Create a new google sheet and grant the service account e-mail address access to it. The service account email address can be found in the json file in the ‘client_email’ field.
You can now read and write data to that sheet with the api!!!!
Now is a good time to test that you just set up everything correctly. The below test script will add 1, 2, 3, 4, 5 to columns A1:E1.
You have to install the required libraries, add the scopes for google sheets, define the path to the credentials file, add the spreadsheet id and the sheet name. You can get the spreadsheet id from the url of the sheet you created:
In terms of how to add the data in the correct format etc. it’s all in the api reference: https://developers.google.com/sheets/api/reference/rest/ but you basically have to pass in a range of columns and rows where the data will live and then pass in the data as an array of arrays.
Putting It All Together
I know that seems like a lot but most of it is in the initial set up and the ROI will be worth it and you’ll be more productive in the long run. 💰
The below script will grab all of the ‘artificial intelligence’ articles from the news api and append them to a google sheet for yesterday.

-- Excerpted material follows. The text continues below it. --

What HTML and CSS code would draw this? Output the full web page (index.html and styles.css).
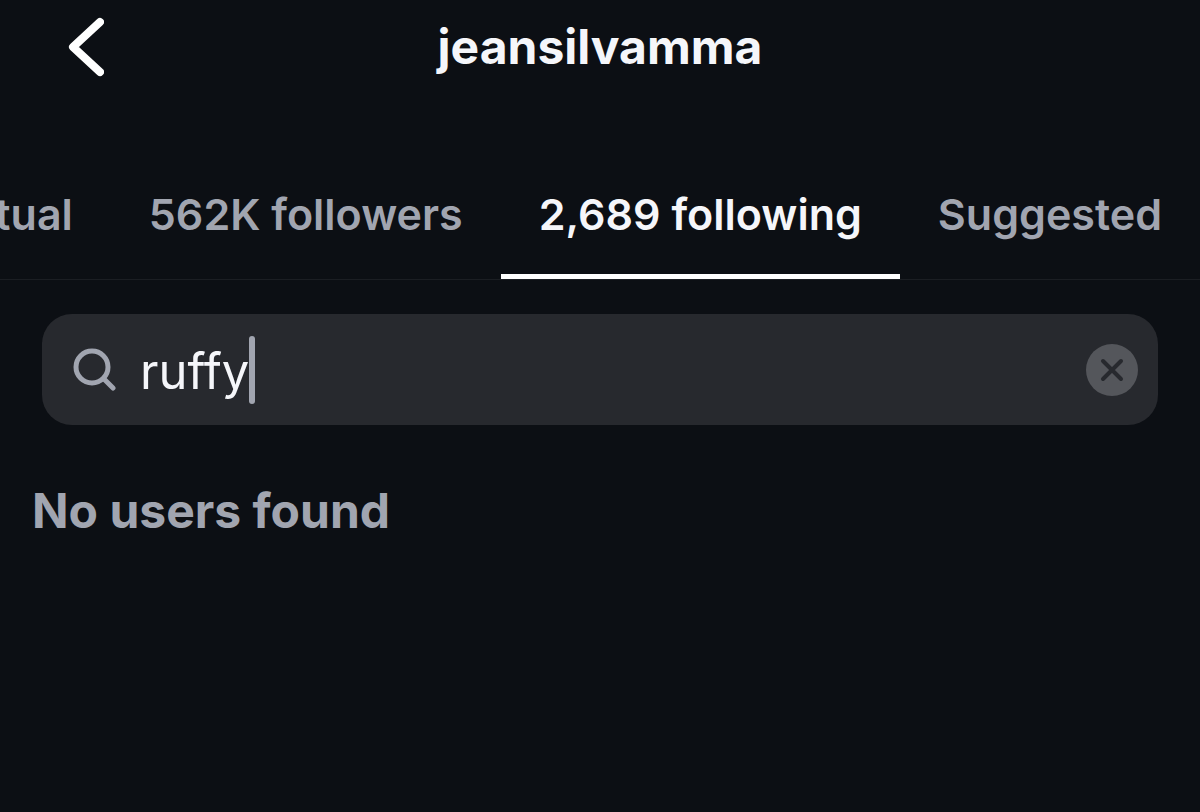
FILE: index.html
```html
<!DOCTYPE html>
<html lang="en">
<head>
<meta charset="UTF-8" />
<meta name="viewport" content="width=device-width, initial-scale=1" />
<title>jeansilvamma</title>
<link rel="stylesheet" href="styles.css">
</head>
<body>
  <header class="topbar">
    <button class="back" type="button" aria-label="Back">
      <svg width="40" height="64" viewBox="0 0 40 64" fill="none" stroke="currentColor" stroke-width="8" stroke-linecap="round" stroke-linejoin="round"><path d="M36 7 9 32 36 57"/></svg>
    </button>
    <h1 class="username">jeansilvamma</h1>
  </header>

  <nav class="tabs">
    <a class="tab" href="#mutual">Mutual</a>
    <a class="tab" href="#followers">562K followers</a>
    <a class="tab active" href="#following" aria-current="page">2,689 following</a>
    <a class="tab" href="#suggested">Suggested</a>
  </nav>

  <main class="content">
    <form class="search" role="search">
      <label class="search-label" for="q" aria-label="Search">
        <svg width="44" height="44" viewBox="0 0 44 44" fill="none" stroke="currentColor" stroke-width="5" stroke-linecap="round"><circle cx="20" cy="19" r="16"/><path d="M32 31 41 40"/></svg>
      </label>
      <input class="search-input" id="q" type="text" value="ruffy" size="4" autocomplete="off" spellcheck="false">
      <span class="caret"></span>
      <button class="clear" type="reset" aria-label="Clear search">
        <svg width="24" height="24" viewBox="0 0 24 24" fill="none" stroke="currentColor" stroke-width="4" stroke-linecap="round"><path d="M3 3 21 21M21 3 3 21"/></svg>
      </button>
    </form>
    <p class="empty">No users found</p>
  </main>
</body>
</html>
```

FILE: styles.css
```css
:root{
  --bg:#0c0f14;
  --field:#27292e;
  --line:#1b1e23;
  --text:#f5f6fa;
  --muted:#a1a5b0;
}
*{box-sizing:border-box}
body{
  margin:0;
  min-height:100vh;
  background:var(--bg);
  color:var(--text);
  font-family:Inter, "Liberation Sans", sans-serif;
}
button{
  border:0;
  padding:0;
  background:none;
  color:inherit;
  cursor:pointer;
}
svg{display:block}

/* Header */
.topbar{
  display:grid;
  grid-template-columns:40px 1fr 40px;
  align-items:center;
  height:94px;
  padding:0 64px;
}
.back{color:#fff}
.username{
  margin:0;
  text-align:center;
  font-size:48px;
  line-height:60px;
  font-weight:700;
}

/* Tabs: the row is scrolled to its end */
.tabs{
  display:flex;
  justify-content:flex-end;
  margin-top:66px;
  overflow:hidden;
  border-bottom:1px solid var(--line);
}
.tab{
  flex:none;
  padding:24px 38px 30px;
  border-bottom:5px solid transparent;
  color:var(--muted);
  font-size:43px;
  line-height:60px;
  font-weight:600;
  text-decoration:none;
  white-space:nowrap;
}
.tab.active{
  color:var(--text);
  border-bottom-color:#fff;
}

/* Search */
.content{padding:34px 42px}
.search{
  display:flex;
  align-items:center;
  height:111px;
  padding:0 20px 0 30px;
  border-radius:30px;
  background:var(--field);
}
.search-label{color:var(--muted)}
.search-input{
  field-sizing:content;
  margin-left:24px;
  padding:4px 0 0;
  border:0;
  outline:0;
  background:none;
  color:var(--text);
  font:400 49px/60px Inter, "Liberation Sans", sans-serif;
}
.caret{
  width:6px;
  height:68px;
  border-radius:3px;
  background:var(--muted);
}
.clear{
  display:grid;
  place-items:center;
  width:52px;
  height:52px;
  margin-left:auto;
  border-radius:50%;
  background:#54565b;
  color:var(--field);
}
.empty{
  margin:56px -10px 0;
  color:var(--muted);
  font-size:48px;
  line-height:60px;
  font-weight:700;
}
```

In terms of running this automatically you have a few options. You can run it automatically with windows task scheduler, set up a cron job if you’re on Linux or you can run it as a cloud function on GCP/lambda on AWS. Running it as a cloud function/lambda has the benefit of being serverless and it will run even if you’re computer is off/crashes. GCP has a free tier where they give you $300 for 12 months. I have about 8 cloud functions running everyday and I don’t know the exact cost but it’s maybe a few dollars a month at the most so you could set up a lot for free.